### Instructions for the task
Where a line in the listing contains the string "styles", copy that line out.

### Data in this exercise
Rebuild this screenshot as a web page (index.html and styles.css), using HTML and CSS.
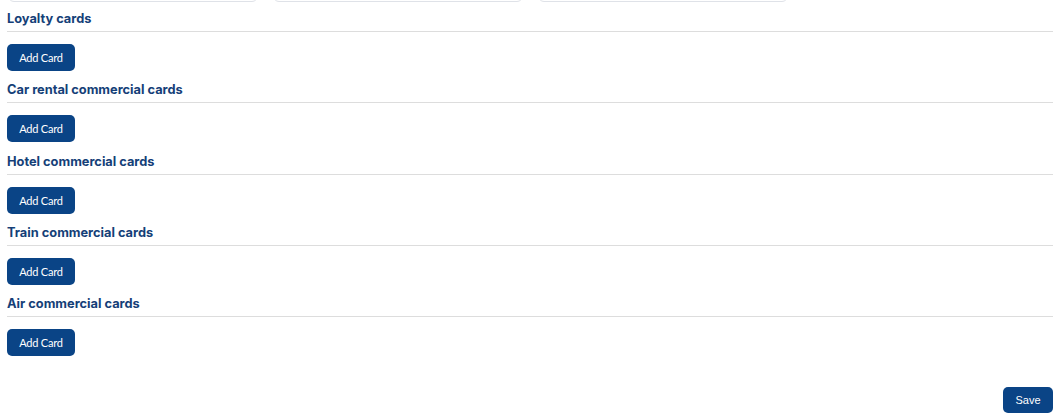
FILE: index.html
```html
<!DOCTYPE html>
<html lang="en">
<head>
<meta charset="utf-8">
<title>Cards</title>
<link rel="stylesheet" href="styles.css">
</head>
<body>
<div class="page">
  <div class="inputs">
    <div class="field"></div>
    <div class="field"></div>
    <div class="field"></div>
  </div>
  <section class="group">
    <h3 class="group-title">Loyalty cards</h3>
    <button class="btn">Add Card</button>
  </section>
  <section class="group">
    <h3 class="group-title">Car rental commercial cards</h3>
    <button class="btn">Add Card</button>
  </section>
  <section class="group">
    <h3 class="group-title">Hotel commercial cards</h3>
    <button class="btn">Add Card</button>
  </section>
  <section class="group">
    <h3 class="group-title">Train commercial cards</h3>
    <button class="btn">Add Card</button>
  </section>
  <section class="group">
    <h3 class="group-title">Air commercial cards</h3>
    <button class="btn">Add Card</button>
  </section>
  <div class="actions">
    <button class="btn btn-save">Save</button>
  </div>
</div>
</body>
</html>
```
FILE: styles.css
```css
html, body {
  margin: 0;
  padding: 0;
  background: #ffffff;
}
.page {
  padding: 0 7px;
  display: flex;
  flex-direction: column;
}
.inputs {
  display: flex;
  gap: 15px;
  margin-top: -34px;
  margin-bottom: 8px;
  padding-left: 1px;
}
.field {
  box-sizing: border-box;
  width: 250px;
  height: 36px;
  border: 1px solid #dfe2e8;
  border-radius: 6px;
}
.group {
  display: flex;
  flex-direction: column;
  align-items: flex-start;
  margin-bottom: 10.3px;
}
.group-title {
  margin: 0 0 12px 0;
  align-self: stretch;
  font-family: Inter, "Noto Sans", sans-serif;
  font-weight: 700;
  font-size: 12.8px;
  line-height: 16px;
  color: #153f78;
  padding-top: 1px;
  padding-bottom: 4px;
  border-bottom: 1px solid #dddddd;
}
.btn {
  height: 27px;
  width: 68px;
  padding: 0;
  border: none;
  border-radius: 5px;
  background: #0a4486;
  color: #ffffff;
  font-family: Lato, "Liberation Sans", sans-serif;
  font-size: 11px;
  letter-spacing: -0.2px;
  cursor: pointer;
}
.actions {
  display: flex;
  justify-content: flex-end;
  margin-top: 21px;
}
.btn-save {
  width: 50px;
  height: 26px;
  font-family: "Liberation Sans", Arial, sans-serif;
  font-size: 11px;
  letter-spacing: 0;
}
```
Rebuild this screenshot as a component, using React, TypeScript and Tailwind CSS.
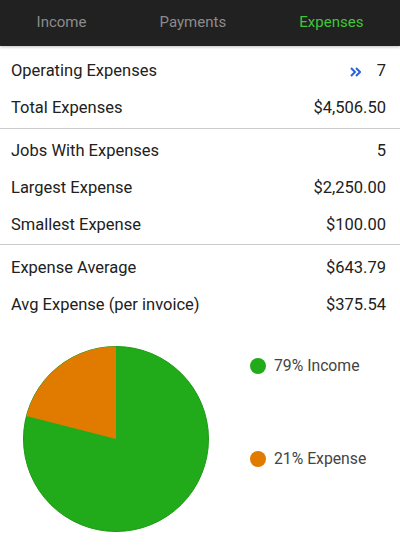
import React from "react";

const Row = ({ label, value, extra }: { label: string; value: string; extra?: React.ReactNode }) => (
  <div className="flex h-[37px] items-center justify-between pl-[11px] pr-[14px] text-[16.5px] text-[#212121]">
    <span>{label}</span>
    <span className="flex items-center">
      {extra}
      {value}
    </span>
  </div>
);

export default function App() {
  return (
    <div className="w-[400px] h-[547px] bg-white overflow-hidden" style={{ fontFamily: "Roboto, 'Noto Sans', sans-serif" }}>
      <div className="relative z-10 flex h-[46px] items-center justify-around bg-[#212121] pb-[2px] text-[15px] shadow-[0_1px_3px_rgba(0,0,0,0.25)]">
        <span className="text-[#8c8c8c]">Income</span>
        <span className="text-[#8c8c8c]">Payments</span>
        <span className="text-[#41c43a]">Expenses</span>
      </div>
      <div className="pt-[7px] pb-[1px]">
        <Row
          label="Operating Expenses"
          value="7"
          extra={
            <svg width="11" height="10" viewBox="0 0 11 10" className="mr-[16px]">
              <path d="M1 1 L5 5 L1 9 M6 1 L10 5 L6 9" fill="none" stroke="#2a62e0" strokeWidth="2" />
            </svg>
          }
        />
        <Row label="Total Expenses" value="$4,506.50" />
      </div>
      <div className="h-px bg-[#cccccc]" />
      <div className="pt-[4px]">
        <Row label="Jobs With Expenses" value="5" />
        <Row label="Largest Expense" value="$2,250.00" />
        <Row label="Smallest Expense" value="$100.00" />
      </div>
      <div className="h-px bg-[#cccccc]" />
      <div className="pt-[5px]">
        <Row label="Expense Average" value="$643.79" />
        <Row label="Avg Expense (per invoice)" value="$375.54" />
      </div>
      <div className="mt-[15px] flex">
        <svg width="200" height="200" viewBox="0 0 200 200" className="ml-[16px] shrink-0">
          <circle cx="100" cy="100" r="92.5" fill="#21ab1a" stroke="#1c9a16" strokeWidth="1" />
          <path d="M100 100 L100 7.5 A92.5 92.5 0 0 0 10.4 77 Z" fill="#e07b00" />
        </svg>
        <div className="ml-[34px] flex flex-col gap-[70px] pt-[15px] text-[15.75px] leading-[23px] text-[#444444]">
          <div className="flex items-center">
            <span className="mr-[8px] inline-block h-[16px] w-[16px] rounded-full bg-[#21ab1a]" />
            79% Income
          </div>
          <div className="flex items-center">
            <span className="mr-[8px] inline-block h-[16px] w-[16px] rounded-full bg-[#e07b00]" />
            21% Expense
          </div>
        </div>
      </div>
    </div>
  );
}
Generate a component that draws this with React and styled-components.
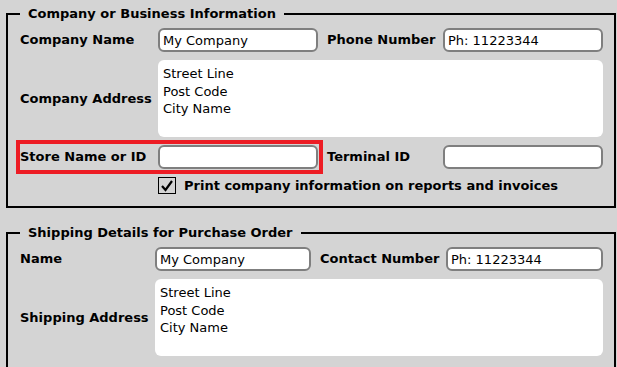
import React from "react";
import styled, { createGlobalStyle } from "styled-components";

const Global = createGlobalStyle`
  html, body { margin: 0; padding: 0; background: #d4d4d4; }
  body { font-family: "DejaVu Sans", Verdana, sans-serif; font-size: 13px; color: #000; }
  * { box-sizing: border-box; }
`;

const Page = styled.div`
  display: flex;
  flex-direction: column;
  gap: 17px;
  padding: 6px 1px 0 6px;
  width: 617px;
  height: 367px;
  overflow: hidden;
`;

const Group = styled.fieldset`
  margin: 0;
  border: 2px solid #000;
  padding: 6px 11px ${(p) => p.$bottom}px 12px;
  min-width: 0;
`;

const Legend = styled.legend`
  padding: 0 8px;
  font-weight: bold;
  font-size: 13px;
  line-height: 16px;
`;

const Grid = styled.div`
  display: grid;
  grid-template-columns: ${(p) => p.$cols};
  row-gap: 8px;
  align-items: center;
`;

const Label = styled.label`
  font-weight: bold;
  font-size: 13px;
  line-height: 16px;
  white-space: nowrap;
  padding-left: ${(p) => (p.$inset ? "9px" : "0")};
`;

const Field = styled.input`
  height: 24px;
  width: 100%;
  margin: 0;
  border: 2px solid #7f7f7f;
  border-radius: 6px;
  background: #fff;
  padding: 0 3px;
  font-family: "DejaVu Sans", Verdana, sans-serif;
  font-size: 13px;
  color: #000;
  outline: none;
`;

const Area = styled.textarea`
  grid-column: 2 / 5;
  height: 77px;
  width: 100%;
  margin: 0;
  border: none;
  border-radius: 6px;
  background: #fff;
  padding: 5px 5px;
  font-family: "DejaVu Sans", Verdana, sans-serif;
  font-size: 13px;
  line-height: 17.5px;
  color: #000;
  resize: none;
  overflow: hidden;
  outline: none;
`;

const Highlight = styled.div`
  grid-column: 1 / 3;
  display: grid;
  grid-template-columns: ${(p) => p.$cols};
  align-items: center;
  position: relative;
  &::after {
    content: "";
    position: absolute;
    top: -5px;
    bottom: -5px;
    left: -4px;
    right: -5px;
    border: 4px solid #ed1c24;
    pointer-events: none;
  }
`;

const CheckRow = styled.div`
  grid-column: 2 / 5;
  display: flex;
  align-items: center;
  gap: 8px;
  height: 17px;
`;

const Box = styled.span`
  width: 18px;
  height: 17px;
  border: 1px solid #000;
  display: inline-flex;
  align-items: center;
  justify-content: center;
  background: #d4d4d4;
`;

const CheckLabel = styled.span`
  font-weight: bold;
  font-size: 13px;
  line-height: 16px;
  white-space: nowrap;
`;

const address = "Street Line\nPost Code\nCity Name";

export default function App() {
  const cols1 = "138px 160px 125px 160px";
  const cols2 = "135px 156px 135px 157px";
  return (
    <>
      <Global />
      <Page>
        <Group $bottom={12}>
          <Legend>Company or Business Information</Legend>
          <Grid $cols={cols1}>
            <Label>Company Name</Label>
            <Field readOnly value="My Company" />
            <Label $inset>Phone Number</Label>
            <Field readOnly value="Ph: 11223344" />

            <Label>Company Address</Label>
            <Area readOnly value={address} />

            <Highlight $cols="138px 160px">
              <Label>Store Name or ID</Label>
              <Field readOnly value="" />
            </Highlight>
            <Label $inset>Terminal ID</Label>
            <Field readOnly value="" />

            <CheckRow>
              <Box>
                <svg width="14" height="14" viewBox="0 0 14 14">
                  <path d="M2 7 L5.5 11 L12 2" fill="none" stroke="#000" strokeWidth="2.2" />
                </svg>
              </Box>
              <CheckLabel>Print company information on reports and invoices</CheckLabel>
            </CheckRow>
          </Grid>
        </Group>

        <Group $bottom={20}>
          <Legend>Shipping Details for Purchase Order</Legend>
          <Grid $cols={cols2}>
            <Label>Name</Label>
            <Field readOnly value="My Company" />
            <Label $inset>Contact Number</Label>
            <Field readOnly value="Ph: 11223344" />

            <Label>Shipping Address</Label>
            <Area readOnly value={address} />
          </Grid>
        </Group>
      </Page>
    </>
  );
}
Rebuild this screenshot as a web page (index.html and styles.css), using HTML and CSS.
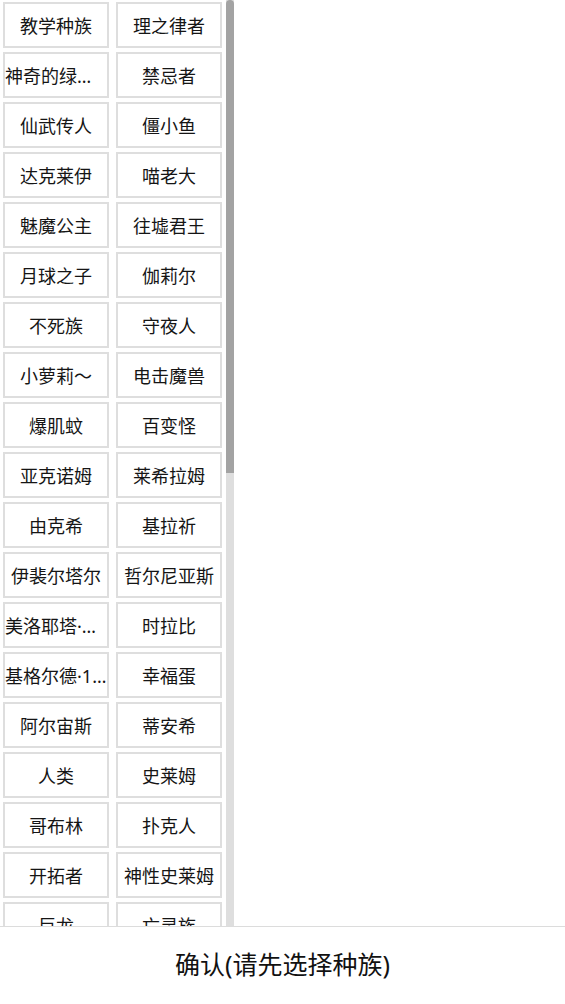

### Final result
Rebuild this screenshot as a web page (index.html and styles.css), using HTML and CSS.
<link rel="stylesheet" href="styles.css">
FILE: styles.css
Rebuild this screenshot as a web page (index.html and styles.css), using HTML and CSS.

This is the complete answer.